## Your instructions
Reproduce each line of the material precisely.

## Items
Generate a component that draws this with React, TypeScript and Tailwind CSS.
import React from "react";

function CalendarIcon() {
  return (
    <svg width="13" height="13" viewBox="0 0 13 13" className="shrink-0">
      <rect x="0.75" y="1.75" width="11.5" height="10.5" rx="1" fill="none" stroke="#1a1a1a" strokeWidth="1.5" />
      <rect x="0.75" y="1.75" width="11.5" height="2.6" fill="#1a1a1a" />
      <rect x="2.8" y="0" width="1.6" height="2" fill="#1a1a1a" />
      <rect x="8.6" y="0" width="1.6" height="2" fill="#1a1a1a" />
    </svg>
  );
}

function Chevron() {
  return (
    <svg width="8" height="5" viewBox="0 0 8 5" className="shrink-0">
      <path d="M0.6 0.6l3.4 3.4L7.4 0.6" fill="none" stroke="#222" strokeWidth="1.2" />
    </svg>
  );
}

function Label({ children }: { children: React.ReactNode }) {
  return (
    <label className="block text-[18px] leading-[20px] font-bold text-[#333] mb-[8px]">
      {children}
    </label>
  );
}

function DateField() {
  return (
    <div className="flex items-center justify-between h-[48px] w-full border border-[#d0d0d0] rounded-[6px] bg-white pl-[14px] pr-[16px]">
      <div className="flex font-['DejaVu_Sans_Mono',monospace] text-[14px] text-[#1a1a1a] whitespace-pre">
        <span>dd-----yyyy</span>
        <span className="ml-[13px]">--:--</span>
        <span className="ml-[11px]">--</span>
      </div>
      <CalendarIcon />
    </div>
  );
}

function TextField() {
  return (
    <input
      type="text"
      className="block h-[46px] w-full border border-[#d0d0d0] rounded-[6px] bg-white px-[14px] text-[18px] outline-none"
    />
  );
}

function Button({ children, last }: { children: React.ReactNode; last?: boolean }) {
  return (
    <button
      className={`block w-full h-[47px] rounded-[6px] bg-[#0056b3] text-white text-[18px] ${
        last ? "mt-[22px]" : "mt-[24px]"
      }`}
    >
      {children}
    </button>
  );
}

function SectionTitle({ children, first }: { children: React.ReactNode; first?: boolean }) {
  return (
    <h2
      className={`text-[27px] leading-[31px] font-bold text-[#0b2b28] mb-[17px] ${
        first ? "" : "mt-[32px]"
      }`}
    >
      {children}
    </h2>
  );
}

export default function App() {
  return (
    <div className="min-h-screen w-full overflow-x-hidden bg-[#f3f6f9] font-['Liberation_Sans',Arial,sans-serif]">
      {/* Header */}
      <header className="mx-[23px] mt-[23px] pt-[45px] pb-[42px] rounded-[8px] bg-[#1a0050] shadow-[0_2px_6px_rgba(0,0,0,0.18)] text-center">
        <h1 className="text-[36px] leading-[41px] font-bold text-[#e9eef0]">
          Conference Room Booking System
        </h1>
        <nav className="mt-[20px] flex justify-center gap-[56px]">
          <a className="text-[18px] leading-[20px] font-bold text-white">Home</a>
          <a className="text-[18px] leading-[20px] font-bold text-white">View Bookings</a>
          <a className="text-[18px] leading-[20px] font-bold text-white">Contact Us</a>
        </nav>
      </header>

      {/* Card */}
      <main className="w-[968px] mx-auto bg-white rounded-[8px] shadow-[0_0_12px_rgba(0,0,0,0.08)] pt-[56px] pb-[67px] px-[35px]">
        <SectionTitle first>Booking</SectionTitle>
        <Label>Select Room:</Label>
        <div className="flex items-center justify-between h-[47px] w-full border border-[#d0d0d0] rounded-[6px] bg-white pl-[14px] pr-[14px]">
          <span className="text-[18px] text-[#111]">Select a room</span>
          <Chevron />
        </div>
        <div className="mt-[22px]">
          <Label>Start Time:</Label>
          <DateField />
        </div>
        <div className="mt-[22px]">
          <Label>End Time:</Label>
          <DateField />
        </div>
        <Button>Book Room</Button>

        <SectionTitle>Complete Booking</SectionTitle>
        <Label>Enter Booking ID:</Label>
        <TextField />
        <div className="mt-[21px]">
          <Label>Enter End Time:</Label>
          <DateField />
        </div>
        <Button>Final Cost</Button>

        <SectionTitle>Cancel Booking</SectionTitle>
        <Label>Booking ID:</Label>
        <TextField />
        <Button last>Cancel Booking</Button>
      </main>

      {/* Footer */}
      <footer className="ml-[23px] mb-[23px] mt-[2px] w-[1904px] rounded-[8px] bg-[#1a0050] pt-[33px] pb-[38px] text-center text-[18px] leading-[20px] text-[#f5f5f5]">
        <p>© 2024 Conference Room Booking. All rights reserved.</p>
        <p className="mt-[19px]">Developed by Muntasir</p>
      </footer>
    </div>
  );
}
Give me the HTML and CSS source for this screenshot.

## Task response
Generate a component that draws this with React, TypeScript and Tailwind CSS.
import React from "react";

function CalendarIcon() {
  return (
    <svg width="13" height="13" viewBox="0 0 13 13" className="shrink-0">
      <rect x="0.75" y="1.75" width="11.5" height="10.5" rx="1" fill="none" stroke="#1a1a1a" strokeWidth="1.5" />
      <rect x="0.75" y="1.75" width="11.5" height="2.6" fill="#1a1a1a" />
      <rect x="2.8" y="0" width="1.6" height="2" fill="#1a1a1a" />
      <rect x="8.6" y="0" width="1.6" height="2" fill="#1a1a1a" />
    </svg>
  );
}

function Chevron() {
  return (
    <svg width="8" height="5" viewBox="0 0 8 5" className="shrink-0">
      <path d="M0.6 0.6l3.4 3.4L7.4 0.6" fill="none" stroke="#222" strokeWidth="1.2" />
    </svg>
  );
}

function Label({ children }: { children: React.ReactNode }) {
  return (
    <label className="block text-[18px] leading-[20px] font-bold text-[#333] mb-[8px]">
      {children}
    </label>
  );
}

function DateField() {
  return (
    <div className="flex items-center justify-between h-[48px] w-full border border-[#d0d0d0] rounded-[6px] bg-white pl-[14px] pr-[16px]">
      <div className="flex font-['DejaVu_Sans_Mono',monospace] text-[14px] text-[#1a1a1a] whitespace-pre">
        <span>dd-----yyyy</span>
        <span className="ml-[13px]">--:--</span>
        <span className="ml-[11px]">--</span>
      </div>
      <CalendarIcon />
    </div>
  );
}

function TextField() {
  return (
    <input
      type="text"
      className="block h-[46px] w-full border border-[#d0d0d0] rounded-[6px] bg-white px-[14px] text-[18px] outline-none"
    />
  );
}

function Button({ children, last }: { children: React.ReactNode; last?: boolean }) {
  return (
    <button
      className={`block w-full h-[47px] rounded-[6px] bg-[#0056b3] text-white text-[18px] ${
        last ? "mt-[22px]" : "mt-[24px]"
      }`}
    >
      {children}
    </button>
  );
}

function SectionTitle({ children, first }: { children: React.ReactNode; first?: boolean }) {
  return (
    <h2
      className={`text-[27px] leading-[31px] font-bold text-[#0b2b28] mb-[17px] ${
        first ? "" : "mt-[32px]"
      }`}
    >
      {children}
    </h2>
  );
}

export default function App() {
  return (
    <div className="min-h-screen w-full overflow-x-hidden bg-[#f3f6f9] font-['Liberation_Sans',Arial,sans-serif]">
      {/* Header */}
      <header className="mx-[23px] mt-[23px] pt-[45px] pb-[42px] rounded-[8px] bg-[#1a0050] shadow-[0_2px_6px_rgba(0,0,0,0.18)] text-center">
        <h1 className="text-[36px] leading-[41px] font-bold text-[#e9eef0]">
          Conference Room Booking System
        </h1>
        <nav className="mt-[20px] flex justify-center gap-[56px]">
          <a className="text-[18px] leading-[20px] font-bold text-white">Home</a>
          <a className="text-[18px] leading-[20px] font-bold text-white">View Bookings</a>
          <a className="text-[18px] leading-[20px] font-bold text-white">Contact Us</a>
        </nav>
      </header>

      {/* Card */}
      <main className="w-[968px] mx-auto bg-white rounded-[8px] shadow-[0_0_12px_rgba(0,0,0,0.08)] pt-[56px] pb-[67px] px-[35px]">
        <SectionTitle first>Booking</SectionTitle>
        <Label>Select Room:</Label>
        <div className="flex items-center justify-between h-[47px] w-full border border-[#d0d0d0] rounded-[6px] bg-white pl-[14px] pr-[14px]">
          <span className="text-[18px] text-[#111]">Select a room</span>
          <Chevron />
        </div>
        <div className="mt-[22px]">
          <Label>Start Time:</Label>
          <DateField />
        </div>
        <div className="mt-[22px]">
          <Label>End Time:</Label>
          <DateField />
        </div>
        <Button>Book Room</Button>

        <SectionTitle>Complete Booking</SectionTitle>
        <Label>Enter Booking ID:</Label>
        <TextField />
        <div className="mt-[21px]">
          <Label>Enter End Time:</Label>
          <DateField />
        </div>
        <Button>Final Cost</Button>

        <SectionTitle>Cancel Booking</SectionTitle>
        <Label>Booking ID:</Label>
        <TextField />
        <Button last>Cancel Booking</Button>
      </main>

      {/* Footer */}
      <footer className="ml-[23px] mb-[23px] mt-[2px] w-[1904px] rounded-[8px] bg-[#1a0050] pt-[33px] pb-[38px] text-center text-[18px] leading-[20px] text-[#f5f5f5]">
        <p>© 2024 Conference Room Booking. All rights reserved.</p>
        <p className="mt-[19px]">Developed by Muntasir</p>
      </footer>
    </div>
  );
}
Give me the HTML and CSS source for this screenshot.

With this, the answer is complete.